Subito dopo, prende la parola James Fletcher, Ministro responsabile per lo Sviluppo Sostenibile e l’Energia di Saint-Lucia, Stato membro del “Climate Vulnerable Forum” (CVF) insieme alle Maldive. Il Ministro Fletcher afferma che nonostante il piccolo (0,0015%) contributo alle emissioni globali di gas a effetto serra, Saint-Lucia è fortemente colpita dalle consequenze del cambiamento climatico. Esso ha, ad esempio, provocato l’innalzamento del livello del mare causando la perdita di 1300 m complessivi di terra emersa, 2300 danneggiamenti di edifici e la perdita del 3% del terreno agricolo. Queste sono testimonianze del tremendo impatto sull’economia dei SIDS, che purtroppo non dispongono tutti di più isole per trasferire le persone su di esse. Saint-lucia, ad esempio, conta un’unica isola con 175.000 abitanti, i quali hanno il diritto di continuare la loro vita sull’isola senza problemi, a detta del Ministro. Inoltre, molte risorse vengono impiegate nelle opere di ricostruzione e recupero per far fronte alle conseguenze di eventi imprevedibili come gli uragani quando invece potrebbero essere invece usate per educazione e salute. Fletcher conclude il suo intervento con un appello: “Abbiamo bisogno di fondi che rendano possibile la transizione verso una low-carbon economy”.

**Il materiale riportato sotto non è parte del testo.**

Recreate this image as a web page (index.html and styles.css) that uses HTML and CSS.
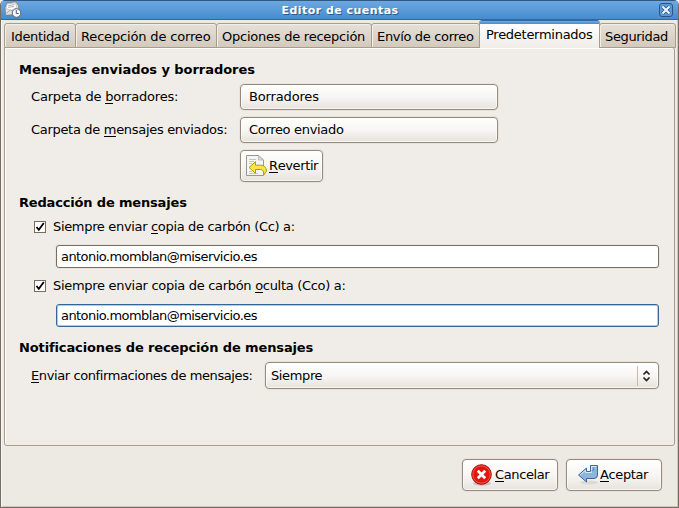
FILE: index.html
```html
<!DOCTYPE html>
<html lang="es">
<head>
<meta charset="utf-8">
<title>Editor de cuentas</title>
<link rel="stylesheet" href="styles.css">
</head>
<body>
<div class="window">
  <header class="titlebar">
    <svg class="app-icon" width="18" height="17" viewBox="0 0 18 17">
      <path d="M1 6.500 3 2 12 .8l2.500 3.700L15 10l-2 3.500-11.500.800z" fill="#e4e3df" stroke="#77797b" stroke-width=".8"/>
      <path d="M3 3 11.500 1.800l1.500 5-6 2.700-5-2z" fill="#fff" stroke="#aaa" stroke-width=".6"/>
      <path d="M4.500 4.500l6-.8M4 6.300l6-.8M1.500 13l5-4 5 3" fill="none" stroke="#999" stroke-width=".8"/>
      <circle cx="12.500" cy="12" r="4.300" fill="#f4f6f8" stroke="#5b6773"/>
      <path d="M12.300 9v3.500h2.400" fill="none" stroke="#49647f"/>
    </svg>
    <h1 class="title">Editor de cuentas</h1>
    <svg class="close" width="14" height="14" viewBox="0 0 14 14">
      <rect x=".5" y=".5" width="13" height="13" rx="2.500" fill="#5b9ada" stroke="#2c5482"/>
      <path d="M3.500 3.500l7 7M10.500 3.500l-7 7" stroke="#2c5482" stroke-width="3.800"/>
      <path d="M3.500 3.500l7 7M10.500 3.500l-7 7" stroke="#e8f3ff" stroke-width="2.200"/>
    </svg>
  </header>
  <nav class="tabs">
    <span class="tab t1">Identidad</span>
    <span class="tab t2">Recepción de correo</span>
    <span class="tab t3">Opciones de recepción</span>
    <span class="tab t4">Envío de correo</span>
    <span class="tab t5 active">Predeterminados</span>
    <span class="tab t6">Seguridad</span>
  </nav>
  <main class="panel">
    <h2 class="sent">Mensajes enviados y borradores</h2>
    <div class="row"><span class="label drafts">Carpeta de <u>b</u>orradores:</span><button class="btn folder">Borradores</button></div>
    <div class="row second"><span class="label">Carpeta de <u>m</u>ensajes enviados:</span><button class="btn folder outbox">Correo enviado</button></div>
    <button class="btn revert">
      <svg width="22" height="22" viewBox="0 0 22 22">
        <path d="M.5.500h12l5 4.500v15.500H.5z" fill="#f5f5f3" stroke="#969894"/>
        <path d="M12.500.500V5h5z" fill="#ddd" stroke="#aaa" stroke-width=".7"/>
        <path d="M3 4.500h7M3 6.500h5M3 8.500h3M3 16.500h3M3 18.500h9" stroke="#c4c6c2"/>
        <path d="M3 12.500 9.500 6.700v3.500h5q5.500 0 6 5.800l-2.800 4q.3-5.500-3-5.500H9.500v3.800z" fill="#f7e647" stroke="#b89a00" stroke-linejoin="round"/>
      </svg><span><u>R</u>evertir</span>
    </button>
    <h2 class="compose">Redacción de mensajes</h2>
    <div class="check c1"><svg width="12" height="12" viewBox="0 0 12 12"><rect x=".5" y=".5" width="11" height="11" fill="#fff" stroke="#776c5d"/><path d="M2.500 6l2.300 2.800L9.800 2" fill="none" stroke="#000" stroke-width="1.800"/></svg><span>Siempre enviar <u>c</u>opia de carbón (Cc) a:</span></div>
    <div class="entry">antonio.momblan@miservicio.es</div>
    <div class="check c2"><svg width="12" height="12" viewBox="0 0 12 12"><rect x=".5" y=".5" width="11" height="11" fill="#fff" stroke="#776c5d"/><path d="M2.500 6l2.300 2.800L9.800 2" fill="none" stroke="#000" stroke-width="1.800"/></svg><span>Siempre enviar copia de carbón <u>o</u>culta (Cco) a:</span></div>
    <div class="entry focus">antonio.momblan@miservicio.es</div>
    <h2 class="notify">Notificaciones de recepción de mensajes</h2>
    <div class="row confirm"><span class="label wide"><u>E</u>nviar confirmaciones de mensajes:</span>
      <button class="btn combo"><span>Siempre</span><svg width="9" height="12" viewBox="0 0 9 12"><path d="M1.500 4.500l3-3 3 3M1.500 7.500l3 3 3-3" fill="none" stroke="#222" stroke-width="1.700"/></svg></button></div>
  </main>
  <footer class="actions">
    <button class="btn action cancel">
      <svg width="22" height="22" viewBox="0 0 22 22"><ellipse cx="11" cy="19.500" rx="9" ry="2.200" fill="#c5c1bc"/><circle cx="10.500" cy="10.500" r="9.800" fill="#e3170d" stroke="#a80808"/><circle cx="10.500" cy="10.500" r="8.700" fill="none" stroke="#f26a5c" stroke-width=".8"/><path d="M6.800 6.800l7.400 7.400M14.200 6.800l-7.400 7.400" stroke="#fff" stroke-width="2.800"/></svg><span><u>C</u>ancelar</span>
    </button>
    <button class="btn action accept">
      <svg width="22" height="22" viewBox="0 0 22 22"><ellipse cx="11" cy="18.500" rx="9" ry="2" fill="#dddad5"/><path d="M.500 11 8.500 4v3.500h4V1.500h7V11q0 3.500-3.500 3.500H8.500V18z" fill="#8fb5de" stroke="#3f6798" stroke-linejoin="round"/><path d="M2.200 11 7.500 6.300V8.500h6v-6h5" fill="none" stroke="#d8e8f8"/><path d="M13.500 6.500h2v-3" fill="none" stroke="#5f8cc0"/></svg><span><u>A</u>ceptar</span>
    </button>
  </footer>
</div>
</body>
</html>
```
FILE: styles.css
```css
* { box-sizing: border-box; }
body { margin: 0; background: #fff; font: 13px/16px "DejaVu Sans", sans-serif; font-feature-settings: "liga" 1; color: #000; overflow: hidden; }
u { text-decoration: none; box-shadow: 0 -1px 0 #000 inset; display: inline-block; height: 15px; }
.window { width: 679px; height: 508px; display: flex; flex-direction: column; background: #ede9e3; border: 1px solid #746c63; border-top: 0; border-radius: 5px 5px 0 0; overflow: hidden; box-shadow: inset 1px 0 #faf8f5, inset -1px -1px #cfc7bc; }
.titlebar { height: 20px; flex: none; display: flex; align-items: center; padding: 0 5px 0 3px; background: linear-gradient(#6ba8e4, #478ccf); border-top: 1px solid #34577e; border-bottom: 1px solid #33669c; }
.app-icon { margin-top: -1px; }
.title { flex: 1; margin: 0; padding: 2px 1px 0 0; text-align: center; font-size: 11px; line-height: 18px; color: #fff; text-shadow: 1px 1px 0 #285a8c; letter-spacing: .46px; }
.tabs { height: 28px; flex: none; display: flex; align-items: flex-end; padding: 0 3px; margin-bottom: -1px; position: relative; z-index: 1; }
.tab { height: 25px; margin-right: -1px; padding: 2px 0 0 5px; border: 1px solid #a99c8b; border-radius: 3px 3px 0 0; background: linear-gradient(#e6e0d8, #d3cabd); box-shadow: inset 1px 1px 0 #f2eee8; display: flex; align-items: center; white-space: nowrap; flex: none; }
.t1 { width: 72px; letter-spacing: -.35px; }
.t2 { width: 142px; letter-spacing: -.16px; }
.t3 { width: 156px; letter-spacing: -.24px; }
.t4 { width: 109px; letter-spacing: -.33px; }
.t5 { width: 121px; letter-spacing: -.27px; }
.t6 { width: 77px; letter-spacing: -.35px; }
.tab.t1 { padding-left: 6px; }
.tab.active { height: 28px; padding: 2px 0 0 6px; border-top: 0; border-bottom: 0; background: linear-gradient(#346aa3 0, #346aa3 1px, #6faae4 1px, #4b8bc9 4px, #fff 4px, #f0ede8 100%); box-shadow: none; }
.panel { margin: 0 3px; height: 399px; flex: none; border: 1px solid #a99c8b; border-radius: 0 3px 3px 3px; box-shadow: inset 1px 1px 0 #fff; background: #f0ede8; padding: 14px 15px 0 14px; }
h2 { margin: 0; font-size: 13px; line-height: 16px; }
.sent { letter-spacing: -.05px; }
.row { display: flex; align-items: center; margin: 6px 0 0 12px; }
.row.second { margin-top: 7px; }
.label { width: 209px; flex: none; white-space: nowrap; letter-spacing: -.31px; }
.label.drafts { letter-spacing: -.18px; }
.label.wide { width: 234px; letter-spacing: -.4px; }
.btn { font: inherit; font-feature-settings: inherit; color: #000; display: flex; align-items: center; padding: 0; border: 1px solid #96897a; border-radius: 4px; background: linear-gradient(#fff, #f7f6f4 50%, #e7e3dd); box-shadow: inset 0 0 0 1px rgba(255,255,255,.7), 0 0 0 1px #e7e2da; letter-spacing: -.38px; }
.folder { width: 258px; height: 26px; padding-left: 8px; letter-spacing: -.15px; }
.outbox { letter-spacing: -.32px; }
.revert { width: 83px; height: 32px; margin: 7px 0 0 221px; padding-left: 5px; gap: 1px; }
.compose { margin-top: 13px; letter-spacing: -.17px; }
.check { display: flex; align-items: center; gap: 7px; margin-left: 15px; height: 16px; letter-spacing: -.3px; }
.c1 { margin-top: 8px; letter-spacing: -.33px; }
.c2 { margin-top: 10px; }
.entry { height: 23px; margin: 10px 0 0 37px; padding-left: 4px; border: 1px solid #776c5d; border-radius: 3px; background: #fff; line-height: 21px; box-shadow: 0 0 0 1px #e9e4dd; letter-spacing: -.57px; }
.focus { border-color: #376595; box-shadow: inset 0 0 0 1px #a9cdef; }
.notify { margin-top: 13px; letter-spacing: -.12px; }
.confirm { margin-top: 6px; }
.combo { flex: 1; height: 27px; padding: 0 7px 0 5px; justify-content: space-between; }
.combo svg { box-sizing: content-box; border-left: 1px solid #c8bba8; padding: 4px 0 4px 4px; }
.actions { display: flex; justify-content: flex-end; gap: 8px; padding: 13px 16px 0 0; }
.action { width: 96px; height: 32px; }
.cancel { padding-left: 8px; }
.cancel span { margin-left: 2px; }
.accept { padding-left: 11px; }
```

Conclude l’evento il Presidente dell’IPCC, Hoesung Lee, il quale esordisce affermando che occorre fare in modo che i piccoli paesi come i SIDS partecipino di più al dibattito sulla policy, tenendo in considerazione la loro conoscenza sul tema del cambiamento climatico che impatta direttamente sulla loro vita. Lee, ci tiene a sottolineare che l’IPCC ha ingaggiato esperti dei paesi in via di sviluppo a cui è necessario offrire formazione e assistenza. Riconosce, inoltre, che i report dell’IPCC sono troppo complicati da capire e in questo senso nel prossimo ciclo di report (sesto) cercheranno di migliorare la loro comunicazione per rendere i loro strumenti di policy più accessibili e comprensibili ai decision-maker.